The most important factors are
- where you have the osteoarthritis
- how severe it is
- how well you have responded to treatment
- how severely it affects what you are able to do.
Osteoarthritis is very common, especially as we age. It can affect many different joints in the body, but the joints that I see most often in connection with disability cases are the knees and the hips.
It makes sense because knees and hips are some of the joints that help us stand, walk, stoop, and generally help us get around, which are functions important to most jobs.
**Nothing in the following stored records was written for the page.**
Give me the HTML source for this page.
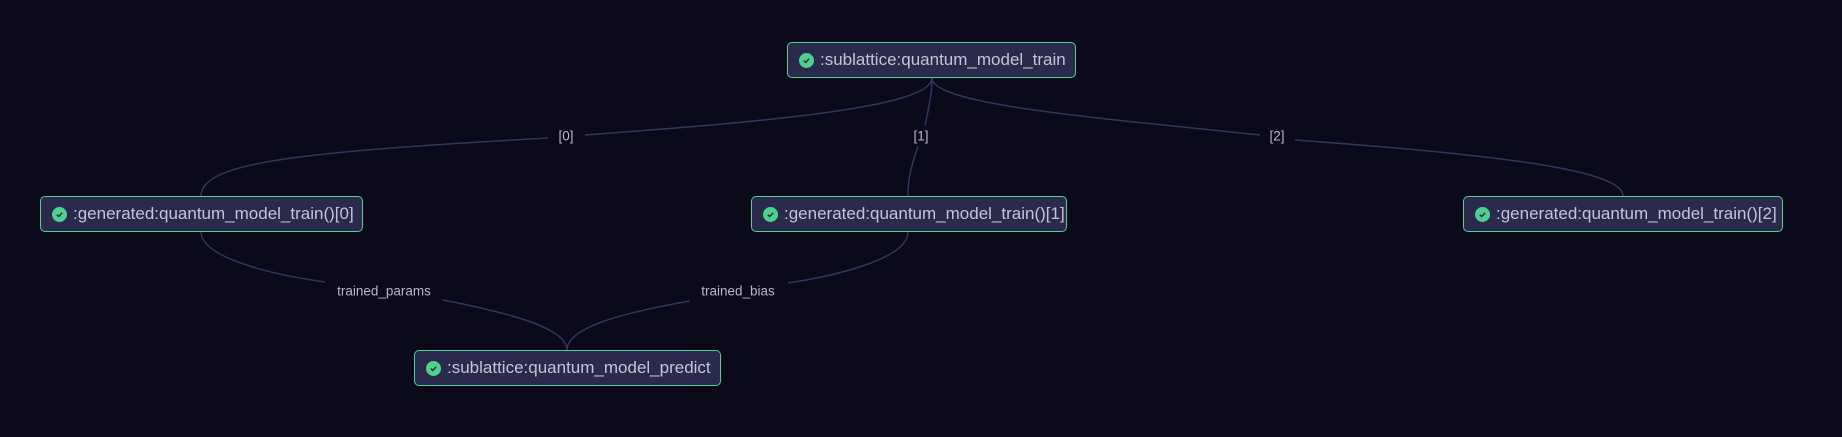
<!DOCTYPE html>
<html><head><style>
body{margin:0;width:1842px;height:437px;background:#0a0a1a;overflow:hidden;font-family:"Liberation Sans",sans-serif;position:relative}
.n{position:absolute;box-sizing:border-box;height:36px;background:#2a2a4c;border:1.5px solid #4fd08f;border-radius:5px;color:#c4c4d6;font-size:17px;display:flex;align-items:center;padding-left:11px;white-space:nowrap}
.c{width:15px;height:15px;border-radius:50%;background:#4fd08f;margin-right:6px;flex:none;display:flex;align-items:center;justify-content:center}
.l{position:absolute;color:#b8b8c8;font-size:13.5px;transform:translate(-50%,-50%);white-space:nowrap}
</style></head><body>
<svg width="1842" height="437" style="position:absolute;left:0;top:0" fill="none" stroke="#34345e" stroke-width="1.5">
<path d="M932,78 C932,108 760,122 585,135"/>
<path d="M548,138 C300,152 201,162 201,196"/>
<path d="M932,78 C932,95 928,110 925,126"/>
<path d="M918,146 C912,165 908,175 908,196"/>
<path d="M932,78 C932,105 1100,118 1260,135"/>
<path d="M1295,140 C1500,155 1623,170 1623,196"/>
<path d="M201,232 C201,255 260,273 325,282"/>
<path d="M443,300 C520,315 567,330 567,350"/>
<path d="M908,232 C908,258 840,275 788,283"/>
<path d="M690,301 C610,315 567,330 567,350"/>
</svg>
<div class="n" style="left:787px;top:42px;width:289px"><span class="c"><svg width="9" height="9" viewBox="0 0 10 10"><path d="M2 5.2L4.2 7.2 8 3" stroke="#2a2a4c" stroke-width="1.6" fill="none"/></svg></span>:sublattice:quantum_model_train</div>
<div class="n" style="left:40px;top:196px;width:323px"><span class="c"><svg width="9" height="9" viewBox="0 0 10 10"><path d="M2 5.2L4.2 7.2 8 3" stroke="#2a2a4c" stroke-width="1.6" fill="none"/></svg></span>:generated:quantum_model_train()[0]</div>
<div class="n" style="left:751px;top:196px;width:316px"><span class="c"><svg width="9" height="9" viewBox="0 0 10 10"><path d="M2 5.2L4.2 7.2 8 3" stroke="#2a2a4c" stroke-width="1.6" fill="none"/></svg></span>:generated:quantum_model_train()[1]</div>
<div class="n" style="left:1463px;top:196px;width:320px"><span class="c"><svg width="9" height="9" viewBox="0 0 10 10"><path d="M2 5.2L4.2 7.2 8 3" stroke="#2a2a4c" stroke-width="1.6" fill="none"/></svg></span>:generated:quantum_model_train()[2]</div>
<div class="n" style="left:414px;top:350px;width:307px"><span class="c"><svg width="9" height="9" viewBox="0 0 10 10"><path d="M2 5.2L4.2 7.2 8 3" stroke="#2a2a4c" stroke-width="1.6" fill="none"/></svg></span>:sublattice:quantum_model_predict</div>
<div class="l" style="left:566px;top:136px">[0]</div>
<div class="l" style="left:921px;top:136px">[1]</div>
<div class="l" style="left:1277px;top:136px">[2]</div>
<div class="l" style="left:384px;top:291px">trained_params</div>
<div class="l" style="left:738px;top:291px">trained_bias</div>
</body></html>
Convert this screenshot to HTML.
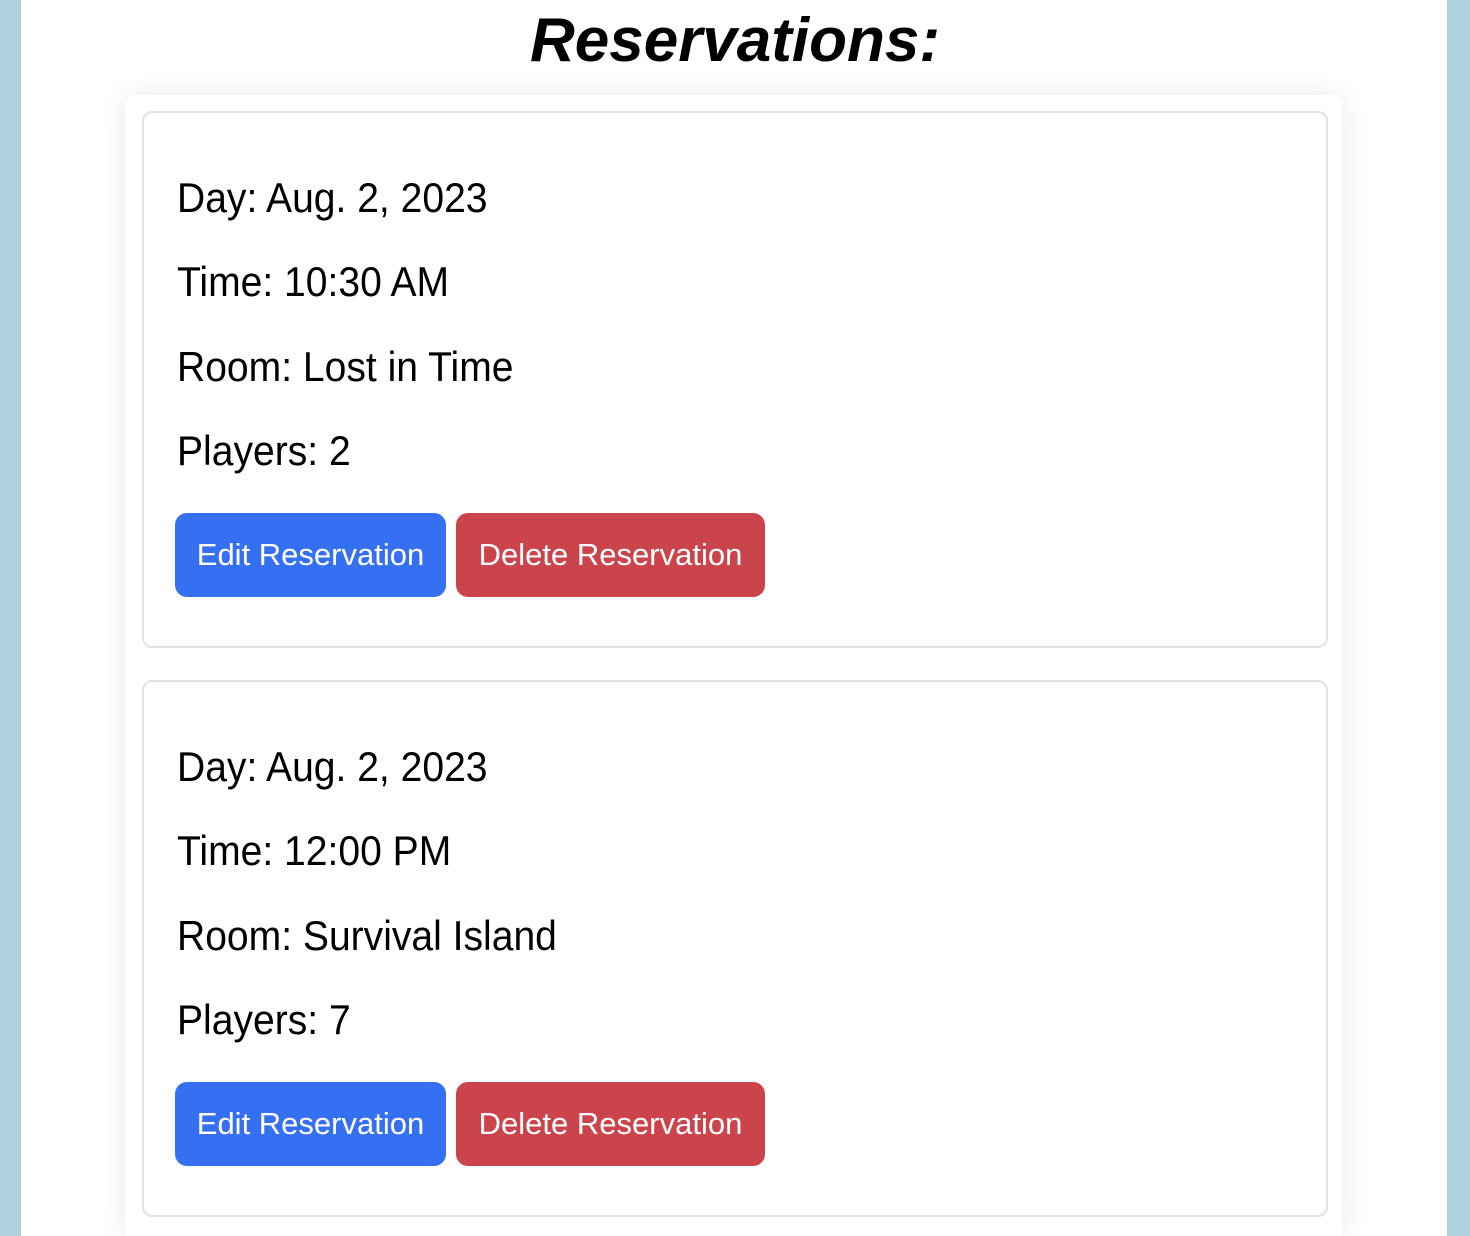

Fortunately medical treatment can often alleviate or at least improve symptoms of osteoarthritis, but this is not true for everyone.
In addition to medications and lifestyle changes (such as losing weight) sometimes surgery can improve your ability to function, such as artificial joint replacements.
When it comes to Social Security disability, how severe your osteoarthritis is, how well it has responded to treatment, and how it affects what you are able to do on a daily basis are some of the most important factors that the Social Security Administration will consider.
If you are unable to work because of osteoarthritis and are considering applying for Social Security Disability, it is very important that you are getting medical treatment to document the nature and extent of your osteoarthritis, and to hopefully get you some relief from your symptoms.
The Social Security administration will consider what you say about how your osteoarthritis affects you, but they often give more weight to what your doctor says about the nature and severity of your medical problems.